For the price mate i'd go for the Hosecoil, its a quality piece of equipment and well worth the asking price. Its a great tool if you can't be bothered to get the pressure washer out to pre-rinse the car with a shampoo.

Rob


----------



## Serious Performance (Oct 26, 2005)

It's not a case of there being a problem with them leaking.... It's the old plastic thread into metal thread thing but, thats why we provide the connector fitted with PTFE tape, to reduce any chance of dripping. My olds bought a new Hozelock nozzle last year and thats leaked like a bu**er from new and thats all plastic.

You can buy metal adapters but how they would work I don't know.....


----------



## Mattieuk (Oct 26, 2005)

Can't comment on the Triplewax version, but the Hosecoil version is a quality item. Very well made, no drips or leaks, and loads of spray variations.

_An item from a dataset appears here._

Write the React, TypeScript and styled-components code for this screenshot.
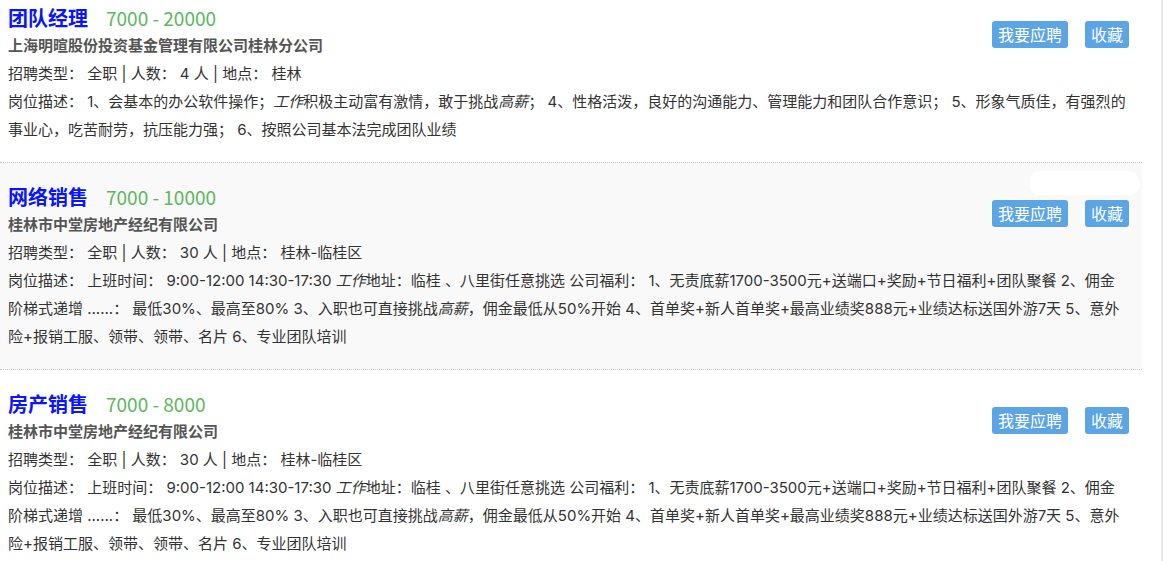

Well worth the £20 imho.:thumb:


----------



## Avanti (Jan 17, 2006)

g-star_raw_uk said:


> Have been searching for an alternative for a Hosecoil suds blaster because £20 seems quite expensive to me :doublesho
> 
> I think somebody posted a thread with a cheap one from Lidl but can't seem to find it :wall:
> 
> ...


I have the jetgun and it is great, you even get shampoo and rinse agent with it, yes you can shut off the water, foaming is not as great as say the karcher foam lance, as there is no option to draw air in with the detergent mix, 6 nozzle positions is fine, 
ps I paid less than that for it :thumb:


----------